Race-Making, Race-Neutrality and Race-Consciousness
-- Research Focus 2012-2013
The production of racial categories, the classification of people within them, and the practical performance of those categories (subcultures, "styles," etc.) are complex processes. Racial distinctions link macro-level societal dynamics with micro-level ones. Thus demographic trends like discrimination and super-exploitation by race are connected to the production and inculcation of identity, as well as to the varieties of personal experience. The way we see ourselves and each other in racial terms is an outcome of the way local, national, and global social structures have been shaped by race and racism, both historically and in the present. Neighborhood, workplace, classroom, voting processes, media representation, ways of teaching and learning, and patterns of sickness and health, are all structured by race. Race-making is a continuous and comprehensive feature of everyday life and every social institution.

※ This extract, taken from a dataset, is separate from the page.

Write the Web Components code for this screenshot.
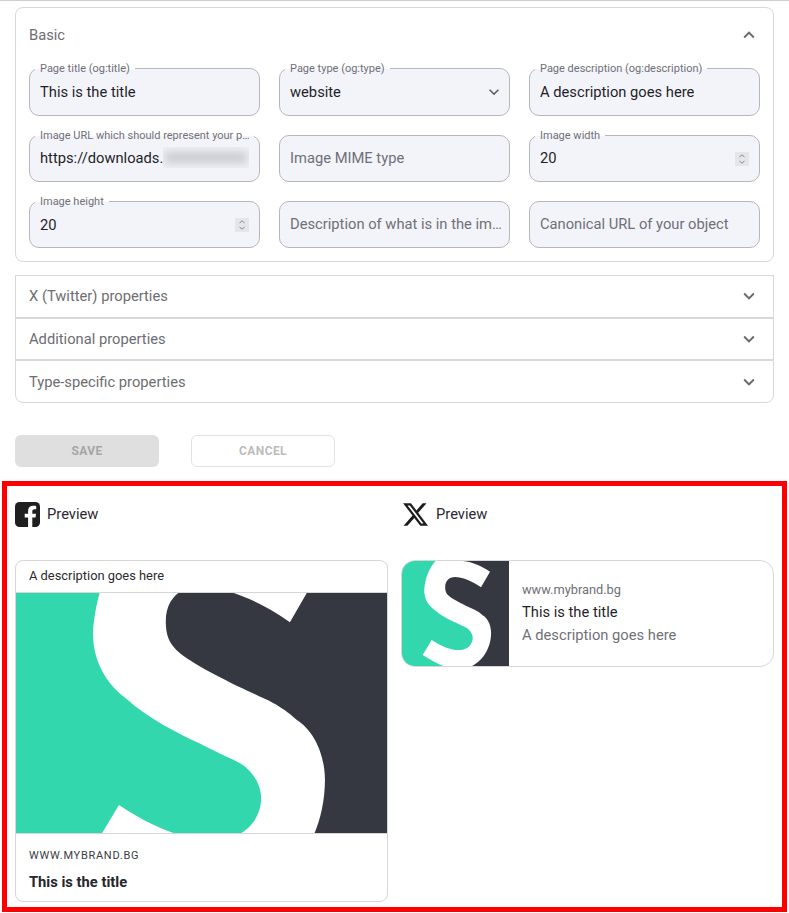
<!DOCTYPE html>
<html lang="en">
<head>
<meta charset="utf-8">
<title>Open Graph settings</title>
<style>
    body {
        margin: 0;
        background: #fff;
        color: #1f1f28;
        font-family: Roboto, "Liberation Sans", sans-serif;
        border-top: 1px solid #cfcfcf;
    }
</style>
</head>
<body>
<og-form>
    <og-panel heading="Basic" open class="solo">
        <og-grid>
            <og-field label="Page title (og:title)" value="This is the title"></og-field>
            <og-field label="Page type (og:type)" value="website" kind="select"></og-field>
            <og-field label="Page description (og:description)" value="A description goes here"></og-field>
            <og-field label="Image URL which should represent your page" value="https://downloads." kind="blurred"></og-field>
            <og-field placeholder="Image MIME type"></og-field>
            <og-field label="Image width" value="20" kind="number"></og-field>
            <og-field label="Image height" value="20" kind="number"></og-field>
            <og-field placeholder="Description of what is in the image"></og-field>
            <og-field placeholder="Canonical URL of your object"></og-field>
        </og-grid>
    </og-panel>
    <og-group>
        <og-panel heading="X (Twitter) properties"></og-panel>
        <og-panel heading="Additional properties"></og-panel>
        <og-panel heading="Type-specific properties" class="last"></og-panel>
    </og-group>
    <og-actions>
        <og-button kind="filled">SAVE</og-button>
        <og-button kind="outlined">CANCEL</og-button>
    </og-actions>
</og-form>
<og-previews>
    <og-preview network="facebook">
        <facebook-card url="WWW.MYBRAND.BG" card-title="This is the title" description="A description goes here"></facebook-card>
    </og-preview>
    <og-preview network="x">
        <x-card url="www.mybrand.bg" card-title="This is the title" description="A description goes here"></x-card>
    </og-preview>
</og-previews>

<script>
const CHEVRON_UP = "M12 8l-6 6 1.41 1.41L12 10.83l4.59 4.58L18 14z";
const CHEVRON_DOWN = "M16.59 8.59L12 13.17 7.41 8.59 6 10l6 6 6-6z";

// simple wrapper so the templates below stay short
function makeTemplate(html) {
    const template = document.createElement("template");
    template.innerHTML = html;
    return template;
}

class ShadowElement extends HTMLElement {
    constructor() {
        super();
        this.root = this.attachShadow({mode: "open"});
        this.root.appendChild(this.constructor.template.content.cloneNode(true));
    }
}

class OgForm extends ShadowElement {
    static template = makeTemplate(`
        <style>
            :host { display: block; margin: 6px 15px 0; }
        </style>
        <slot></slot>
    `);
}

class OgGroup extends ShadowElement {
    static template = makeTemplate(`
        <style>
            :host { display: block; margin-top: 13px; }
        </style>
        <slot></slot>
    `);
}

class OgPanel extends ShadowElement {
    static template = makeTemplate(`
        <style>
            :host {
                display: block;
                border: 1px solid #d8d8d8;
                background: #fff;
                height: 42.67px;
                box-sizing: border-box;
            }
            :host([open]) { height: 255px; padding-bottom: 13px; }
            :host(.solo) { border-radius: 8px; }
            :host(.last) { border-radius: 0 0 8px 8px; }
            header {
                display: flex;
                align-items: center;
                justify-content: space-between;
                box-sizing: border-box;
                height: 40.67px;
                padding: 1px 13px 0 13px;
                font-size: 14.72px;
                color: #6d6d72;
            }
            :host(:first-child) header { padding-top: 0; }
            :host([open]) header { height: 53px; margin-bottom: 7px; padding-top: 1px; }
            svg { width: 22px; height: 22px; fill: #68686d; }
            .body { display: none; padding: 0 13px; }
            :host([open]) .body { display: block; }
        </style>
        <header><span id="heading"></span><svg viewBox="0 0 24 24"><path id="chevron"></path></svg></header>
        <div class="body"><slot></slot></div>
    `);

    connectedCallback() {
        this.root.getElementById("heading").textContent = this.getAttribute("heading");
        this.root.getElementById("chevron").setAttribute("d", this.hasAttribute("open") ? CHEVRON_UP : CHEVRON_DOWN);
    }
}

class OgGrid extends ShadowElement {
    static template = makeTemplate(`
        <style>
            :host {
                display: grid;
                grid-template-columns: repeat(3, 231px);
                grid-template-rows: 48px 47px 47px;
                gap: 19px;
            }
        </style>
        <slot></slot>
    `);
}

class OgField extends ShadowElement {
    static template = makeTemplate(`
        <style>
            :host {
                display: flex;
                align-items: center;
                position: relative;
                box-sizing: border-box;
                padding: 0 10px;
                background: #f3f4fa;
                border: 1px solid #b6b6bd;
                border-radius: 10px;
                font-size: 14.72px;
                min-width: 0;
            }
            /* placeholders and the middle row sit a pixel higher */
            :host(:not([value])), :host(:nth-child(4)), :host(:nth-child(6)) { padding-bottom: 2px; }
            :host(:not([value])) { padding-right: 7px; }
            .label {
                position: absolute;
                top: -7px;
                left: 5px;
                max-width: calc(100% - 10px);
                box-sizing: border-box;
                padding: 0 5px;
                font-size: 11px;
                line-height: 13px;
                color: #6f6f78;
                white-space: nowrap;
                overflow: hidden;
                text-overflow: ellipsis;
                background: linear-gradient(#fff 7px, #f3f4fa 7px);
            }
            :host(:nth-child(4)) .label { padding-right: 1px; }
            .label:empty { display: none; }
            .text {
                flex: 0 1 auto;
                white-space: nowrap;
                overflow: hidden;
                text-overflow: ellipsis;
                color: #1f1f28;
            }
            :host([kind="blurred"]) .text { flex: none; }
            .text.placeholder { color: #6f6f78; }
            .blur {
                display: none;
                flex: 1 1 0;
                min-width: 0;
                height: 21px;
                overflow: hidden;
                background: #eff0f4;
            }
            .blur i {
                display: block;
                height: 11px;
                margin: 5px 2px 0;
                background: #c9cad0;
                filter: blur(4px);
            }
            :host([kind="blurred"]) .blur { display: block; }
            .spin {
                display: none;
                position: absolute;
                right: 10px;
                top: 50%;
                margin-top: -7px;
                width: 14px;
                height: 14px;
                background: #e6e6ea;
            }
            :host([kind="number"]) .spin { display: block; }
            .select {
                display: none;
                position: absolute;
                right: 5px;
                top: 50%;
                margin-top: -10px;
                width: 20px;
                height: 20px;
                fill: #606065;
            }
            :host([kind="select"]) .select { display: block; }
        </style>
        <span class="label" id="label"></span>
        <span class="text" id="text"></span>
        <span class="blur"><i></i></span>
        <svg class="spin" viewBox="0 0 14 14" fill="none" stroke="#85858b" stroke-width="1">
            <path d="M4.5 5.2L7 2.7l2.5 2.5M4.5 8.8L7 11.3l2.5-2.5"></path>
        </svg>
        <svg class="select" viewBox="0 0 24 24"><path d="${CHEVRON_DOWN}"></path></svg>
    `);

    connectedCallback() {
        const text = this.root.getElementById("text");
        this.root.getElementById("label").textContent = this.getAttribute("label") || "";
        if (this.hasAttribute("value")) {
            text.textContent = this.getAttribute("value");
        } else {
            text.textContent = this.getAttribute("placeholder");
            text.classList.add("placeholder");
        }
    }
}

class OgActions extends ShadowElement {
    static template = makeTemplate(`
        <style>
            :host { display: flex; gap: 32px; margin-top: 32px; }
        </style>
        <slot></slot>
    `);
}

class OgButton extends ShadowElement {
    static template = makeTemplate(`
        <style>
            :host {
                display: flex;
                align-items: center;
                justify-content: center;
                box-sizing: border-box;
                width: 144px;
                height: 32px;
                border-radius: 6px;
                font-size: 12px;
                font-weight: 700;
                letter-spacing: .4px;
            }
            :host([kind="filled"]) { background: #dfdfdf; color: #a6a6a6; }
            :host([kind="outlined"]) { background: #fff; border: 1px solid #e2e2e2; color: #bcbcbc; }
        </style>
        <slot></slot>
    `);
}

class OgPreviews extends ShadowElement {
    static template = makeTemplate(`
        <style>
            :host {
                display: grid;
                grid-template-columns: 373px 373px;
                gap: 13px;
                box-sizing: border-box;
                height: 431px;
                margin: 14px 2px 0;
                padding: 15px 8px 0;
                border: 5px solid #f00;
            }
        </style>
        <slot></slot>
    `);
}

class OgPreview extends ShadowElement {
    static template = makeTemplate(`
        <style>
            :host { display: block; min-width: 0; }
            header {
                display: flex;
                align-items: center;
                gap: 7px;
                height: 26px;
                margin-bottom: 33px;
                padding-top: 1px;
                box-sizing: border-box;
                font-size: 14.72px;
                color: #2a2a30;
            }
            svg { display: none; flex: none; width: 25px; height: 25px; }
            :host([network="facebook"]) .fb { display: block; }
            :host([network="x"]) .x { display: block; margin: 0 1px 0 2px; }
        </style>
        <header>
            <svg class="fb" viewBox="0 0 25 25">
                <rect width="25" height="25" rx="4.5" fill="#1f1f1f"></rect>
                <path fill="#fff" d="M17.3 25v-9.4h3.2l.6-3.8h-3.8V9.4c0-1.1.5-2.1 2.2-2.1h1.7V4c-.9-.1-2-.3-3.1-.3-3 0-5 1.800-5 5.100v3H9.700v3.800h3.400V25z"></path>
            </svg>
            <svg class="x" viewBox="1.200 2.200 21.600 19.600">
                <path fill="#1c1c1c" d="M18.244 2.250h3.308l-7.227 8.260 8.502 11.240H16.170l-5.214-6.817L4.990 21.750H1.680l7.730-8.835L1.254 2.250H8.080l4.713 6.231zm-1.161 17.520h1.833L7.084 4.126H5.117z"></path>
            </svg>
            <span>Preview</span>
        </header>
        <slot></slot>
    `);
}

// the logo is traced once at the size of the small card, the big one just crops it
class BrandLogo extends HTMLElement {
    constructor() {
        super();
        this.root = this.attachShadow({mode: "open"});
    }

    connectedCallback() {
        const view = this.getAttribute("view") || "0 0 107 105";
        const blur = this.getAttribute("blur") || "0.2";
        this.root.innerHTML = `
            <style>
                :host { display: block; overflow: hidden; }
                svg { display: block; width: 100%; height: 100%; }
            </style>
            <svg viewBox="${view}" preserveAspectRatio="xMidYMid slice" aria-hidden="true">
                <filter id="soft" x="-5%" y="-5%" width="110%" height="110%"><feGaussianBlur stdDeviation="${blur}"></feGaussianBlur></filter>
                <g filter="url(#soft)">
                    <rect x="-5" y="-5" width="117" height="115" fill="#33d7ae"></rect>
                    <path fill="#363941" d="M52-5H112V110H60L80 70 70 55 35 35 32 20Z"></path>
                    <path fill="#fff" d="M38-5C30 3 24 12 22.300 27.600C21.500 38 27 45 32 48.500C38 54 47 58.500 53 61.300C58 64 62 65.500 64.600 67C68 69 70.700 73 70.700 77.100C70.700 83 66 89 58 89C50 89.500 40 86 29.700 79L20.700 94C27 98 34 102 43 106V110H62V106H68C80 101 89 88 89.100 71.800C89 63 85 57 81 54.500C76 50 72 48.500 70.400 47.800C62 44 52 39 47.300 35.300C44 32.500 43.200 30 43.200 26C43.200 20 47 16 53 16C60 16 70 20 79 26.300L88 10.700C80 5.500 71 1 61 0V-5Z"></path>
                </g>
            </svg>
        `;
    }
}

class FacebookCard extends ShadowElement {
    static template = makeTemplate(`
        <style>
            :host {
                display: block;
                box-sizing: border-box;
                height: 342px;
                border: 1px solid #d6d6d6;
                border-radius: 8px;
                overflow: hidden;
                background: #fff;
                color: #2a2a30;
            }
            .top {
                height: 31px;
                padding-left: 13px;
                line-height: 30px;
                font-size: 12.88px;
                border-bottom: 1px solid #d6d6d6;
            }
            brand-logo { width: 371px; height: 240px; }
            .bottom {
                border-top: 1px solid #d6d6d6;
                padding: 15px 13px 0;
            }
            .url { font-size: 11px; line-height: 13px; letter-spacing: .72px; color: #3c3c44; }
            .title { margin-top: 12px; font-size: 14.72px; line-height: 17px; font-weight: 700; color: #26262c; }
        </style>
        <div class="top" id="description"></div>
        <brand-logo view="0 17.900 107 69.200" blur="0.2"></brand-logo>
        <div class="bottom">
            <div class="url" id="url"></div>
            <div class="title" id="title"></div>
        </div>
    `);

    connectedCallback() {
        this.root.getElementById("description").textContent = this.getAttribute("description");
        this.root.getElementById("url").textContent = this.getAttribute("url");
        this.root.getElementById("title").textContent = this.getAttribute("card-title");
    }
}

class XCard extends ShadowElement {
    static template = makeTemplate(`
        <style>
            :host {
                display: flex;
                box-sizing: border-box;
                height: 107px;
                border: 1px solid #d6d6d6;
                border-radius: 14px;
                overflow: hidden;
                background: #fff;
            }
            brand-logo { flex: none; width: 107px; height: 105px; }
            .text {
                display: flex;
                flex-direction: column;
                justify-content: center;
                gap: 5px;
                padding-left: 13px;
            }
            .url { font-size: 12.8px; line-height: 16px; color: #6f6f78; }
            .title { font-size: 14.72px; line-height: 18px; color: #1f1f28; }
            .description { font-size: 14.72px; line-height: 18px; color: #717178; }
        </style>
        <brand-logo></brand-logo>
        <div class="text">
            <div class="url" id="url"></div>
            <div class="title" id="title"></div>
            <div class="description" id="description"></div>
        </div>
    `);

    connectedCallback() {
        this.root.getElementById("description").textContent = this.getAttribute("description");
        this.root.getElementById("url").textContent = this.getAttribute("url");
        this.root.getElementById("title").textContent = this.getAttribute("card-title");
    }
}

window.customElements.define("og-form", OgForm);
window.customElements.define("og-group", OgGroup);
window.customElements.define("og-panel", OgPanel);
window.customElements.define("og-grid", OgGrid);
window.customElements.define("og-field", OgField);
window.customElements.define("og-actions", OgActions);
window.customElements.define("og-button", OgButton);
window.customElements.define("og-previews", OgPreviews);
window.customElements.define("og-preview", OgPreview);
window.customElements.define("brand-logo", BrandLogo);
window.customElements.define("facebook-card", FacebookCard);
window.customElements.define("x-card", XCard);
</script>
</body>
</html>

It is now common to claim that race is less salient than before in determining "life-chances" and identities, and such claims can be validated to some extent. In the aftermath of post-WWII racial reforms, decolonization, and major demographic shifts produced by migration, social policies and racial attitudes have become somewhat more inclusive, both in the United States and around the world. But are these changes profound or superficial? Both social stratification and cultural dynamics continue to operate along racial lines everywhere. "Race consciousness" continues to shape the allocation of resources; the deployment of political power; the organization of communities, interpersonal relationships, and the vicissitudes of personal identity. Race structures politics as well: the durability of race and ongoing reality of racism continue to inspire both movements for equality and social justice and efforts to reinforce inequality.
We encourage research that examines claims about race-neutrality ("colorblindness") versus race consciousness and their varied manifestations: in debates over assimilation, pluralism, multiculturalism, and racial democracy. This theme goes under a variety of headings around the world: racial "differentialism," multiculturalism, nonracialism, etc. Such matters as micro-macro linkages, popular cultural/mass media treatments of these issues, the potentialities and limits of race-neutrality, and the interaction of racial formation processes with racialized social structures will provide the parameters for our interests in this area.